Goal of the exercise. Return the number of lines holding "components", with nothing added.

Data rows.
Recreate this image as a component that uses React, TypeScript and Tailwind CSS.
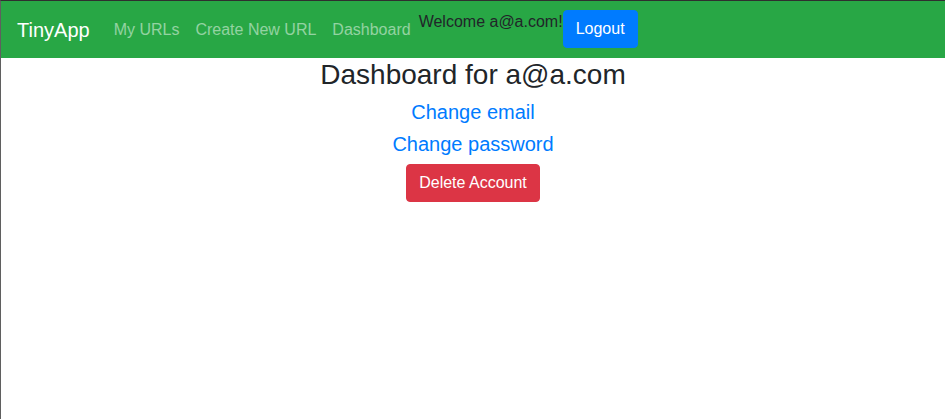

...

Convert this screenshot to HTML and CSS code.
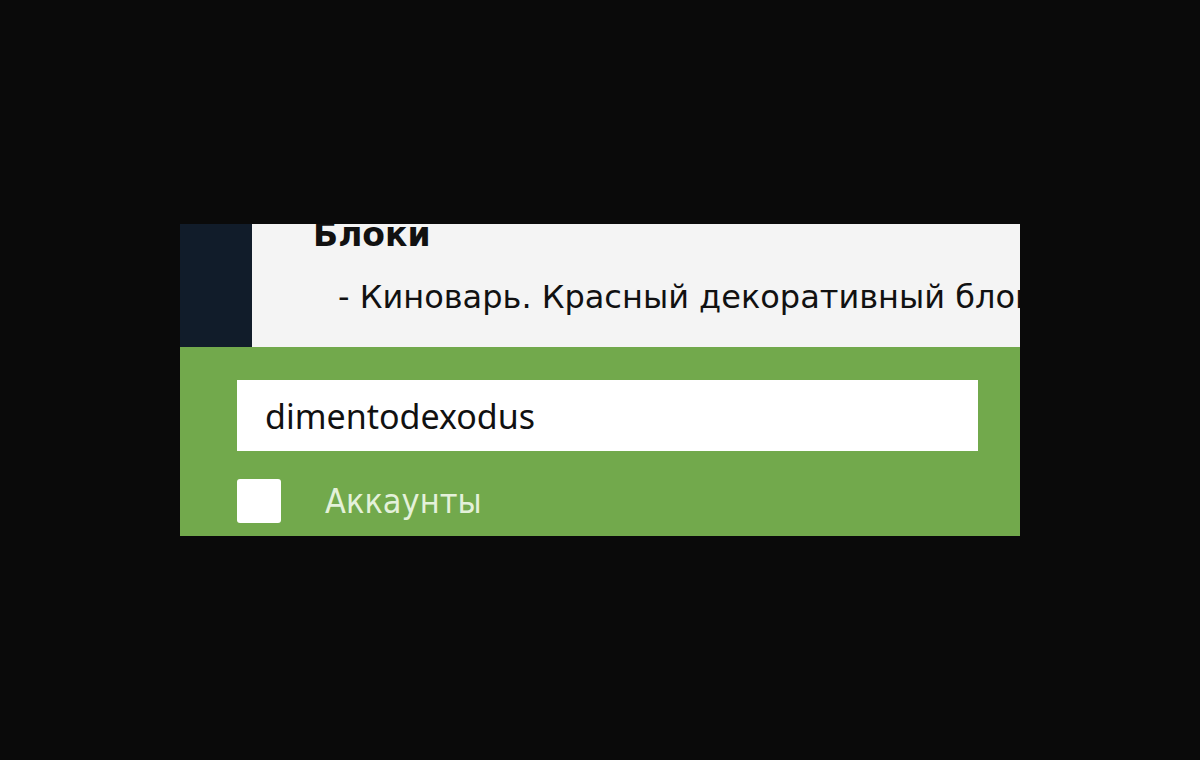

---

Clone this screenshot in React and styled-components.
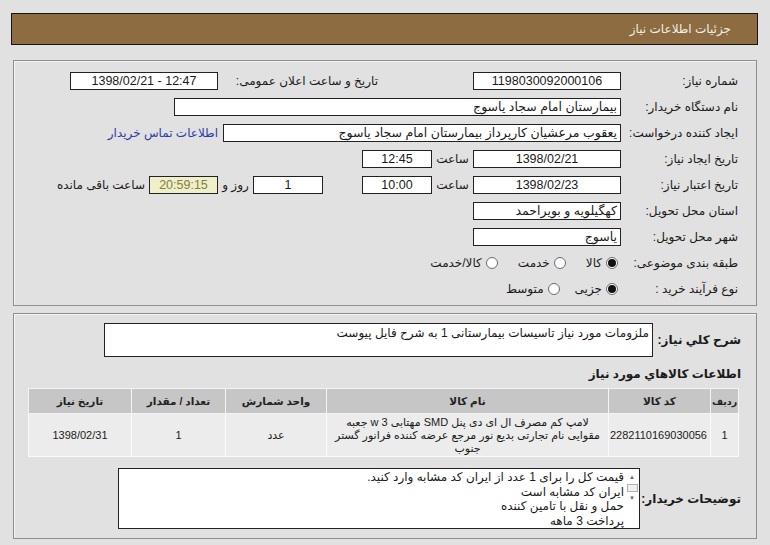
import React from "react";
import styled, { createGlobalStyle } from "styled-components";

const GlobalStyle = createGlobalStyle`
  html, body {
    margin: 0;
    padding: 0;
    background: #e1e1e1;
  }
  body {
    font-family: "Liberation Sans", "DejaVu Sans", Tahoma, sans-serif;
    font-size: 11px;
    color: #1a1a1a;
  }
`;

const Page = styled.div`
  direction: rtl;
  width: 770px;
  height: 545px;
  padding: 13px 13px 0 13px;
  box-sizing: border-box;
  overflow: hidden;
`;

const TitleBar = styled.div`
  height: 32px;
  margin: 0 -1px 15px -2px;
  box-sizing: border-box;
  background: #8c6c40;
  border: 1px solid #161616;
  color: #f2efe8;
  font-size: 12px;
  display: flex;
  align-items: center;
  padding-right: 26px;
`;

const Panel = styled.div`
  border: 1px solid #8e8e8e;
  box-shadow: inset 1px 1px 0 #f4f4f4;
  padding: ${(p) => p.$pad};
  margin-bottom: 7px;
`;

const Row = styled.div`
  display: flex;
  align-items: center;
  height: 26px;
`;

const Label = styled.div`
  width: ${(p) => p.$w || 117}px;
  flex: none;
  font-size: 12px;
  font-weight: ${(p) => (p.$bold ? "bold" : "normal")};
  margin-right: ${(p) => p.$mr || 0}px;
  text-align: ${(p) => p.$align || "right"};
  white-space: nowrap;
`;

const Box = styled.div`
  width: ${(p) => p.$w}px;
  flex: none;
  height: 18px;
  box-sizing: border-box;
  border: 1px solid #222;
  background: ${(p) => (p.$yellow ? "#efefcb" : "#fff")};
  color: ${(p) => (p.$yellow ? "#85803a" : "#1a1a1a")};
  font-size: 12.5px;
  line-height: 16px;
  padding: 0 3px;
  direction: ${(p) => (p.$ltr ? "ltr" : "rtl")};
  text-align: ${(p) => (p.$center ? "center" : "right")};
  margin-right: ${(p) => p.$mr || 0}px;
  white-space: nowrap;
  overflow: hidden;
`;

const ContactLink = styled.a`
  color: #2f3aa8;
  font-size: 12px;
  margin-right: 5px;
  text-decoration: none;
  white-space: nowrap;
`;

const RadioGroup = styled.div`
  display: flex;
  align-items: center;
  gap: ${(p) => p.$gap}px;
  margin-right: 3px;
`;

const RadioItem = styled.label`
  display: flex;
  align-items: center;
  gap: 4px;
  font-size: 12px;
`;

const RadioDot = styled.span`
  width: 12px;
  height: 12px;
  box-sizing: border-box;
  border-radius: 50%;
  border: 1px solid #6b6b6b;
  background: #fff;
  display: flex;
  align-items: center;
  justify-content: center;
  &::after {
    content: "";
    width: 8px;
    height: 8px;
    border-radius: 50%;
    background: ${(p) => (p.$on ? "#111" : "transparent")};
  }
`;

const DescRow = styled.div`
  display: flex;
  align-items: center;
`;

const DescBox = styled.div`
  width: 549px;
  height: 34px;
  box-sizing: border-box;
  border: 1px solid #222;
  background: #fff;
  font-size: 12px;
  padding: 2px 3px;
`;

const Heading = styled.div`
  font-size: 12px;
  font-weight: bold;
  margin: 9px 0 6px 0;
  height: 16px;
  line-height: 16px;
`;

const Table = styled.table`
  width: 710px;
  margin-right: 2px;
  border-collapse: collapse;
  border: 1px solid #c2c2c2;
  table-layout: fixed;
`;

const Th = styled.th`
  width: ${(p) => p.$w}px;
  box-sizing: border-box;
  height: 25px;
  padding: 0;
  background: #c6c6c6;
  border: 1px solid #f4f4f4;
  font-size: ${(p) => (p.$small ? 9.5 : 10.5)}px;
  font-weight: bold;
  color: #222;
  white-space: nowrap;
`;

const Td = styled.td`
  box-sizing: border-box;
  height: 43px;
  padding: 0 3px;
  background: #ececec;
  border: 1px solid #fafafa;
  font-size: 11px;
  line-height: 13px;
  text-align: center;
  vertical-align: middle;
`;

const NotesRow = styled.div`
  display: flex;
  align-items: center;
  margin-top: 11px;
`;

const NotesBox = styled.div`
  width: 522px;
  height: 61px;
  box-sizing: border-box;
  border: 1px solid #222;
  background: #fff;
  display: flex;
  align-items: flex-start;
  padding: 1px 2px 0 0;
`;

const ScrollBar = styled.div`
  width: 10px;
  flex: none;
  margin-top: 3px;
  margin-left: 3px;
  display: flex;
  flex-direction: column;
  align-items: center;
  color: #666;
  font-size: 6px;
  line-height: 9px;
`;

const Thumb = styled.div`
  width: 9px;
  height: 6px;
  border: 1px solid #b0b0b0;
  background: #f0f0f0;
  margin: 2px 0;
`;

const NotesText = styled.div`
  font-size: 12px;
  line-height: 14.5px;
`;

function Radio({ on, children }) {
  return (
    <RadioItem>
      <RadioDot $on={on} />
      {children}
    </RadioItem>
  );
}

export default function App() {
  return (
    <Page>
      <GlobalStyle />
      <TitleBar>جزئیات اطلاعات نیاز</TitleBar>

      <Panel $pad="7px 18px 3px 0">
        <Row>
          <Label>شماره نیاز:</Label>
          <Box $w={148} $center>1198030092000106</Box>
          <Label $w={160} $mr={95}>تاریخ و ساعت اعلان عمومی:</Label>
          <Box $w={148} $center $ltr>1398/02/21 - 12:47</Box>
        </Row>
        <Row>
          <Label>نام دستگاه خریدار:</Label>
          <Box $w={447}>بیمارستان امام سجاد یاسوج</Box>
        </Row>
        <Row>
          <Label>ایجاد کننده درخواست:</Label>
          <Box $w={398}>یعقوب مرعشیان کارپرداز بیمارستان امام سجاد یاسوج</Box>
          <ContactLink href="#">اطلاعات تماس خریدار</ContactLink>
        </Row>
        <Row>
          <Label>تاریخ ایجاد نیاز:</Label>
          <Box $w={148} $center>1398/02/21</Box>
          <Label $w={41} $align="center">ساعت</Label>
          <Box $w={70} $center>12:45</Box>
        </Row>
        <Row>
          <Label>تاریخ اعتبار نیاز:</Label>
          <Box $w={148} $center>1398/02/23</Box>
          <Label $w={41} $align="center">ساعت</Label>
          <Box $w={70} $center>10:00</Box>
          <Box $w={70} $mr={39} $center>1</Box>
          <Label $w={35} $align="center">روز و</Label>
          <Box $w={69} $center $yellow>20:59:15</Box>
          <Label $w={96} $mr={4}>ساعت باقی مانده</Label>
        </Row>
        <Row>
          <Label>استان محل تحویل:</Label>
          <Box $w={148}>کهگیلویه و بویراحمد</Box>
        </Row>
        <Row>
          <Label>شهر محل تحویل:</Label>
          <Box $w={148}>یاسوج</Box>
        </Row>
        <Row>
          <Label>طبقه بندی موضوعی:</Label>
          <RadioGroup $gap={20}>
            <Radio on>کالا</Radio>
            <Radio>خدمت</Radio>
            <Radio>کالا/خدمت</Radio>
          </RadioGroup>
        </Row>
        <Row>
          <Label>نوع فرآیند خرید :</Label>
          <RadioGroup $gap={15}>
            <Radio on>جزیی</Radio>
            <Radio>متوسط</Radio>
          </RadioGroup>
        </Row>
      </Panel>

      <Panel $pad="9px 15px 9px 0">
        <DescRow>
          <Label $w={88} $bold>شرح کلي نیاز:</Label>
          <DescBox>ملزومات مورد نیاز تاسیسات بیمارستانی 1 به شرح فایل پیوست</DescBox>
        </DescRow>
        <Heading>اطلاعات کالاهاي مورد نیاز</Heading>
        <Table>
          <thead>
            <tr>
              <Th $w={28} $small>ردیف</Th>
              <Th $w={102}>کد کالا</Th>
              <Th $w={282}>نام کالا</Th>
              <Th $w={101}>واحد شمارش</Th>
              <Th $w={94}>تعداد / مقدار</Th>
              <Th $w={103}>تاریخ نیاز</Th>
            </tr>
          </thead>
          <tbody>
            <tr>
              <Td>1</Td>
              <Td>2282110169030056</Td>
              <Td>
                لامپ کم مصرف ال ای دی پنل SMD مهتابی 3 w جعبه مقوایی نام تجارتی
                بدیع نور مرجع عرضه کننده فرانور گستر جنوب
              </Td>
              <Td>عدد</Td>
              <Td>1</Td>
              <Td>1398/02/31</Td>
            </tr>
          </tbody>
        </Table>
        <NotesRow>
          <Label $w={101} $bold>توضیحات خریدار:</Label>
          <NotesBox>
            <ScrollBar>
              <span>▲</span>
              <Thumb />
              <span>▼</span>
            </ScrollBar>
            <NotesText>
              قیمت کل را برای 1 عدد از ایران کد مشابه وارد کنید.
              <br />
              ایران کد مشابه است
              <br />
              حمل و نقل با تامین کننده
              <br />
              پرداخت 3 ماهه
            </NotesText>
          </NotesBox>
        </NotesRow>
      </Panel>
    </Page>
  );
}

Task result. 2